Ironically, my camera’s photos told a different story. The long-awaited summit photo — you know, the one that fuels your decision to buy the plane ticket in the first place — had turned out pretty lackluster with poor lighting. Meanwhile, dozens of gorgeous landscape shots over the seven-day uphill trek were what struck a chord in me. I was preoccupied with making a trophy memory out of the summit, but what I didn’t realize was that each day’s photos were key memory bricks I had laid in time that together could be used to build an honest, more life-changing house of experience.
Yes, everyone knows the adage: The destination isn’t as important as the journey itself. The same was true of my Kilimanjaro adventure.
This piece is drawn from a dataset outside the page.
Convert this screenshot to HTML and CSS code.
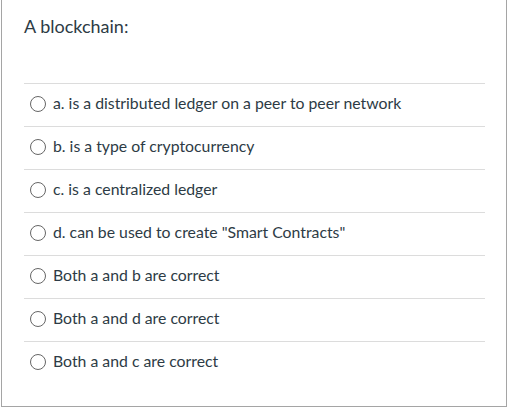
FILE: index.html
```
<!DOCTYPE html>
<html>
<head>
<meta charset="utf-8">
<link rel="stylesheet" href="styles.css">
</head>
<body>
<div class="quiz">
  <div class="question">A blockchain:</div>
  <ul class="answers">
    <li class="answer"><span class="radio"></span><span class="label">a. is a distributed ledger on a peer to peer network</span></li>
    <li class="answer"><span class="radio"></span><span class="label">b. is a type of cryptocurrency</span></li>
    <li class="answer"><span class="radio"></span><span class="label">c. is a centralized ledger</span></li>
    <li class="answer"><span class="radio"></span><span class="label">d. can be used to create "Smart Contracts"</span></li>
    <li class="answer"><span class="radio"></span><span class="label">Both a and b are correct</span></li>
    <li class="answer"><span class="radio"></span><span class="label">Both a and d are correct</span></li>
    <li class="answer"><span class="radio"></span><span class="label">Both a and c are correct</span></li>
  </ul>
</div>
</body>
</html>
```
FILE: styles.css
```
html, body {
  margin: 0;
  padding: 0;
  background: #fff;
}
body {
  font-family: Lato, "Open Sans", sans-serif;
  color: #2d3b45;
}
.quiz {
  margin-left: 1px;
  width: 461px;
  height: 406px;
  border: 1px solid #a5a5a5;
  border-top: none;
  padding: 0 21px 0 22px;
}
.question {
  font-size: 18px;
  line-height: 24px;
  padding-top: 14px;
  height: 69px;
}
.answers {
  list-style: none;
  margin: 0;
  padding: 0;
}
.answer {
  display: flex;
  align-items: center;
  box-sizing: border-box;
  height: 43px;
  padding-bottom: 6px;
  border-top: 1px solid #dcdcdc;
  font-size: 15.8px;
}
.radio {
  box-sizing: border-box;
  width: 16px;
  height: 16px;
  border: 1px solid #666;
  border-radius: 50%;
  margin-left: 6px;
  margin-right: 7px;
  margin-top: 3px;
  flex: none;
}
```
Unexpectedly, the local people — especially the porters — were some of the kindest, most inspiring people I’ve ever met. Aside from being the key physical factor in our Kili success, the porters were also our cheerleaders, always passing our panting, weary team line with a “hakuna matata” — meaning “no worries” in Swahili — and an encouraging smile or sing-along song. Nearly every morning, three porters, including Little Man, would knock on my tent door, too enthusiastically wish me a good morning, and serve hot coffee with milk and sugar. Insistent on helping and saving your energy, they refused to let me even strap on my own ankle gaiters.
I was at the complete mercy of these third world strangers for all of my needs, and watching them conquer the trail twice as quickly bearing five times as much weight in scanty hiking garb, flimsy jackets, and torn-out tennis shoes — all while focusing on getting me, a helpless tourist, to the top and down safely — was a slap-in-the-face dose of humility. They were living examples that there’s no reason not to take the best possible attitude in any given situation, even when you aren’t sure of the outcome.
Funding big change
We knew our climb up Mt. Kilimanjaro would be tough, but we were fueled by the knowledge we were doing it for a good cause. Now, since fostering friendships with the locals, our passion for and dedication to raising money for the NRECA International Foundation’s rural electrification efforts in developing countries has only doubled.
On the six-hour, unpaved drive back to the airport, we rode through the rural villages of Arusha, passing “houses” so dilapidated I had trouble believing families could find shelter from the elements there, let alone know what electricity was or how it could change their lives. NRECA reports that only 10 percent of rural Africa’s population has access to electricity.
Smack-dab in the middle of nowhere, dust upon dust and miles from any practical buildings, thin children in rainbow-
colored clothing ran out to smile, hoot, and wave at us, nearly splitting my heart in two.
Thanks to generous donors across the country, I’m grateful to say we’ve raised about $36,800 for rural electrification. We surpassed our original goal by nearly $7,000, but we’re not ready to call it quits. We want to hit the $40,000 benchmark. There are people in the dark all around the globe, and every donation counts.
Climbing Kilimanjaro was thrilling, but the best part is yet to come: the improved standard of living that results when electric poles are set and power lines are strung in impoverished villages before wide-eyed children and grateful parents.
I started this trip knowing I wanted to raise money to help Africans. But now I’ve returned knowing whose lives I want to electrify — and that makes all the difference.